Load the dataset stored in the file **TriathloneData.csv**. The variables in this dataset are as follows:

* **Place:** The place in which the athlete finished the race (missing for non-finishers)
* **Number:** The athlete's race bib number
* **Wave:** The wave with which the athlete started (one of 1, 2, or 3)
* **Age_Cat:** The athlete's age category (one of 16-19, 20-29, 30-39, 40-49, or 50+)
* **Gender:** The gender that the athlete declared (one of 'M' or 'F')
* **TI_Number:** Some athlete's are members of the Traithlon Ireland association and if so declare their membership number	
* **Swim:** The time taken for the swimming leg of the event (in seconds)
* **T1:** The time taken for the first transition of the event (in seconds)
* **Cycle:** The time taken for the cycling leg of the event (in seconds)
* **T2:** The time taken for the swimming leg of the event (in seconds)
* **Run:** The time taken for the running leg of the event (in seconds)
* **Finish:** The time taken for the total event ( in seconds)

What is the average finish time?

What is minimum, mean and maximum cycling times?

On average which component takes the longest: swimming, cycling or running?

### Frequency Tables

Cross tabulations  are a great we to measure how often values for different columns occur togehter. 

In [None]:
pd.crosstab(country_indicators["Region"], 
            country_indicators["Landlocked"])

In [None]:
pd.crosstab(country_indicators["Region"], \
            country_indicators["First Language"])

We can normalise counts within a frequency table - notice different behaviour depeneing on different values of the normalise parameter.

In [None]:
pd.crosstab(country_indicators["Region"], 
            country_indicators["Landlocked"], normalize="all")

In [None]:
pd.crosstab(country_indicators["Region"], 
            country_indicators["Landlocked"], normalize="index")

In [None]:
pd.crosstab(country_indicators["Region"], 
            country_indicators["Landlocked"], normalize="columns")

Adding margins creates summary totals across rows and columns. 

In [None]:
pd.crosstab(country_indicators["Region"], \
            country_indicators["Landlocked"], margins = True)

#### Now you try ...

Using the triathlone data build a frequency table of the different age categories that took part in the race. Which age category had most people? 
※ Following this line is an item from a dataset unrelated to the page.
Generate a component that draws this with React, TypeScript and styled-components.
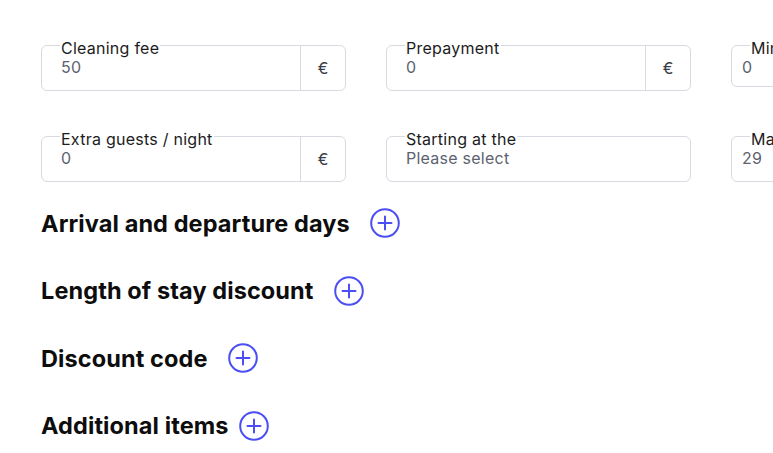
import styled, { createGlobalStyle } from "styled-components";

const GlobalStyle = createGlobalStyle`
  html, body {
    margin: 0;
    padding: 0;
    background: #ffffff;
    overflow: hidden;
  }
  body {
    font-family: Inter, "Noto Sans", "Liberation Sans", sans-serif;
    color: #111111;
  }
`;

const Page = styled.div`
  width: 773px;
  height: 453px;
  padding: 45px 0 0 41px;
  box-sizing: border-box;
  overflow: hidden;
`;

const FieldGrid = styled.div`
  display: grid;
  grid-template-columns: repeat(3, 305px);
  column-gap: 40px;
  row-gap: 45px;
  width: 1000px;
`;

const FieldBox = styled.div<{ $compact?: boolean }>`
  position: relative;
  display: flex;
  height: ${(p) => (p.$compact ? 42 : 46)}px;
  box-sizing: border-box;
  border: 1px solid #d7dae0;
  border-radius: 6px;
  background: #fff;
`;

const FloatLabel = styled.span`
  position: absolute;
  top: -7px;
  left: 18px;
  padding: 0 1px;
  background: #fff;
  font-size: 16px;
  line-height: 18px;
  letter-spacing: 0.25px;
  color: #1c1c1c;
  white-space: nowrap;
`;

const ValueArea = styled.div<{ $inset: number }>`
  flex: 1;
  display: flex;
  align-items: flex-start;
  padding: 11px 0 0 ${(p) => p.$inset}px;
  font-size: 16px;
  line-height: 20px;
  letter-spacing: 0.25px;
  color: #5d6270;
`;

const Suffix = styled.div`
  width: 44px;
  border-left: 1px solid #d7dae0;
  display: flex;
  align-items: center;
  justify-content: center;
  font-size: 16px;
  color: #3a3d45;
`;

const Sections = styled.div`
  margin-top: 26px;
  display: flex;
  flex-direction: column;
  gap: 37.5px;
`;

const SectionRow = styled.div<{ $tight?: boolean }>`
  display: flex;
  align-items: center;
  gap: ${(p) => (p.$tight ? 10 : 20)}px;
  height: 30px;
`;

const SectionTitle = styled.h3`
  margin: 0;
  font-size: 23.5px;
  font-weight: 700;
  letter-spacing: 0.1px;
  color: #0d0d0d;
`;

const AddButton = styled.button`
  width: 30px;
  height: 30px;
  padding: 0;
  border: none;
  background: none;
  display: flex;
  cursor: pointer;
`;

type Field = {
  label: string;
  value: string;
  suffix?: string;
  compact?: boolean;
  inset?: number;
};

const fields: Field[] = [
  { label: "Cleaning fee", value: "50", suffix: "€" },
  { label: "Prepayment", value: "0", suffix: "€" },
  { label: "Minimum stay", value: "0", compact: true, inset: 10 },
  { label: "Extra guests / night", value: "0", suffix: "€" },
  { label: "Starting at the", value: "Please select" },
  { label: "Maximum stay", value: "29", inset: 10 },
];

const sections = [
  { title: "Arrival and departure days" },
  { title: "Length of stay discount" },
  { title: "Discount code" },
  { title: "Additional items", tight: true },
];

const PlusCircle = () => (
  <svg width="30" height="30" viewBox="0 0 30 30" fill="none">
    <circle cx="15" cy="15" r="13.8" stroke="#4b4ef2" strokeWidth="2" />
    <path d="M15 8.5v13M8.5 15h13" stroke="#4b4ef2" strokeWidth="2" strokeLinecap="round" />
  </svg>
);

export default function App() {
  return (
    <>
      <GlobalStyle />
      <Page>
        <FieldGrid>
          {fields.map((f) => (
            <FieldBox key={f.label} $compact={f.compact}>
              <FloatLabel>{f.label}</FloatLabel>
              <ValueArea $inset={f.inset ?? 19}>{f.value}</ValueArea>
              {f.suffix && <Suffix>{f.suffix}</Suffix>}
            </FieldBox>
          ))}
        </FieldGrid>
        <Sections>
          {sections.map((s) => (
            <SectionRow key={s.title} $tight={s.tight}>
              <SectionTitle>{s.title}</SectionTitle>
              <AddButton aria-label={`Add ${s.title}`}>
                <PlusCircle />
              </AddButton>
            </SectionRow>
          ))}
        </Sections>
      </Page>
    </>
  );
}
Build a cross tabulation of wave numbers and age categories. Is there an even distrbution of ages across waves?

### Pivot Tables

A pivot table is a real data analysis workhorse allowing us see summary statistics for different values grouped by the values of one or more columns

In [None]:
pd.pivot_table(country_indicators, 
               values = "Life Exp.", 
               index = "Region")

We can partition by another variable.

In [None]:
pd.pivot_table(country_indicators, 
               values = "Life Exp.", 
               index = "Region", 
               columns = "Landlocked")

We can partition by even more values.

In [None]:
pd.pivot_table(country_indicators, 
               values = ["Population", "Life Exp."], 
               index = "Region", 
               columns = "Landlocked")

We can also add different or multiple aggregation functions.

In [None]:
pd.pivot_table(country_indicators, 
               values = "Population", 
               index = "Region", 
               columns = "Landlocked", 
               aggfunc=[np.mean, np.std, np.min, np.max])

#### Now you try ...

Using the triathlone data use a pivot table to caclualte the avearge finish time for the different age categories. 

Using a pivot table exmaine the maximum finish time broken down by age categories and gender.